Hay muchos dioses dando vueltas por ahí. Los vemos todos los días, creemos poder controlarlos pero son ellos los que tienen las riendas del asunto. Y muy a menudo se aseguran de que no lo vayamos a olvidar. Como la vez que me encontraba en la costa mansa de nuestro cercano oriente - hace ya más de un lustro - a orillas de un atlántico invernal, y una pelirroja exuberante surgida de las mismísimas entrañas de aquel enorme esqueleto de madera, se nos fue de las manos y creció alto por encima de nuestras cabezas. Fogosa y dominante, derrochaba pasión en una danza nocturna e infernal. No habiendo forma de controlarla, fuimos esclavos de su tormento, partícipes de su existencia. El fuego, como la montaña, es un dios muy poderoso. Tan poderoso que solo otro dios es capaz de detenerlo. Un dios de múltiples formas, pero con un solo fundamento.

¿Como obtuvieron su reino sobre el centenar de corrientes menores los grandes mares y océanos? Por el mérito de estar más abajo que ellos; así es como obtuvieron su reino. (Laotse, filósofo taoísta chino)

Y así llegamos a nuestra amiga oceánica, aquella basta acumulación de agua y sal, enorme y misteriosa, profunda y sentimental. Ella también me enseñó su ira. Estábamos solos y ya era tarde de colores vivos. Nuestros cuerpos se envolvían entre arrecifes de coral. Debía penetrar mar adentro y ya asomaba la noche. No sé cual fue la excusa, pero de pronto la miré aterrado pues estaba enloquecida y tiraba golpes gritando locuras acerca de la vida. Estuvo así largas horas de luna. Nada la tranquilizaba. Le hablé con ternura susurrando cosas bellas al vacío; canté mil soles y mirarla fue el olvido. Todo era en vano. Solo ella, y por sus propias y ocultas razones, tomó la decisión de descansar.

Los dioses existen, no cabe duda al respecto. Son ellos la suma de todas las partes. ¡Cuántas veces nos hemos estancado momentos indefinidos mientras estas fuerzas de la madre tierra juegan con nuestros sentidos, quitándonos el individuo y haciéndonos uno con el universo! Las arrugas de la tierra, marcando una edad sin horizontes; las llamas de un fuego eterno, devolviendo nuestros cuerpos al suelo de donde vino; el líquido elemento, lubricante universal. Y al final del día, todas las miradas se inclinan hacia arriba en busca de nuestro primer hogar. Somos del mismo material del que están hechas las estrellas. Alguna vez, hace ya mucho tiempo, formamos parte de las mismas.

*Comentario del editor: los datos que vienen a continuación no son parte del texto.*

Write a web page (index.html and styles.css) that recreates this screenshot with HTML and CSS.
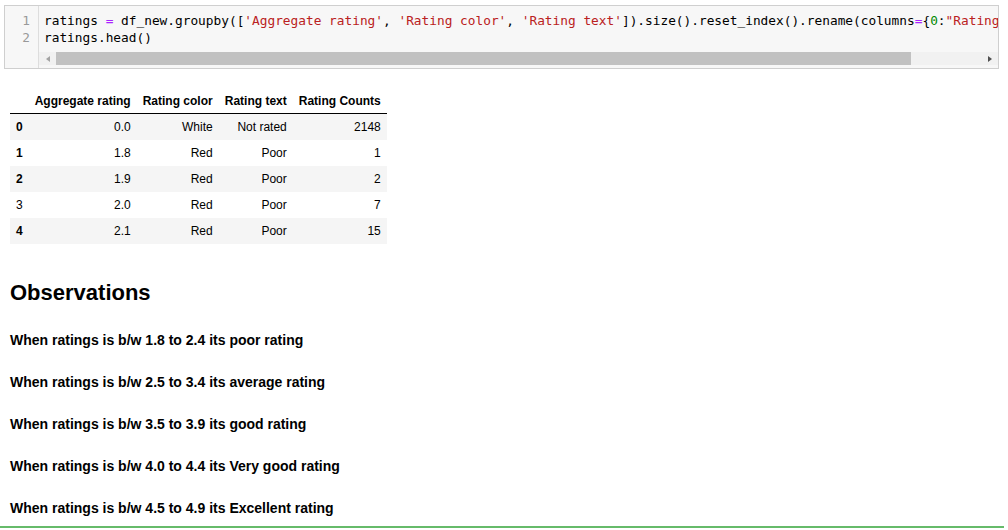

“La felicidad, tanto para la abeja como para el delfín, consiste en existir. Para el hombre es saber de la existencia y maravillarse con ella.” (Jacques Cousteau)

En mis años de presencia en este maravilloso mundo, los únicos dioses verdaderos que he conocido existen a partir de la relación que se establece entre los fenómenos de la naturaleza y nuestra propia percepción. Mientras ellos ofrecen su fuerza y complejidad, nosotros nos encargamos de buscarles un sentido. Así como sucede con la amistad y el amor, no son las partes lo que cuenta, sino la conexión entre las mismas.
Como alguna vez dijo Alan Watts – pensador y bohemio – en su Libro del Tabú: “Hasta ahora, los poetas y filósofos de la ciencia han usado la vasta extensión y duración del universo como pretexto para reflexionar sobre la insignificancia del hombre, olvidando que el ser humano, con ese “telar encantado”, el cerebro, es justamente quien transforma esta inmensa pulsación eléctrica en luz y color, forma y sonido, grande y pequeño, duro y blando, largo y corto. Al conocer el mundo lo humanizamos, y si, al descubierto, nos maravillamos ante sus dimensiones y complejidades, deberíamos felicitarnos igualmente por tener un cerebro para percibirlo.”

Así, el mundo entero es un gran Dios, y nosotros somos su conciencia.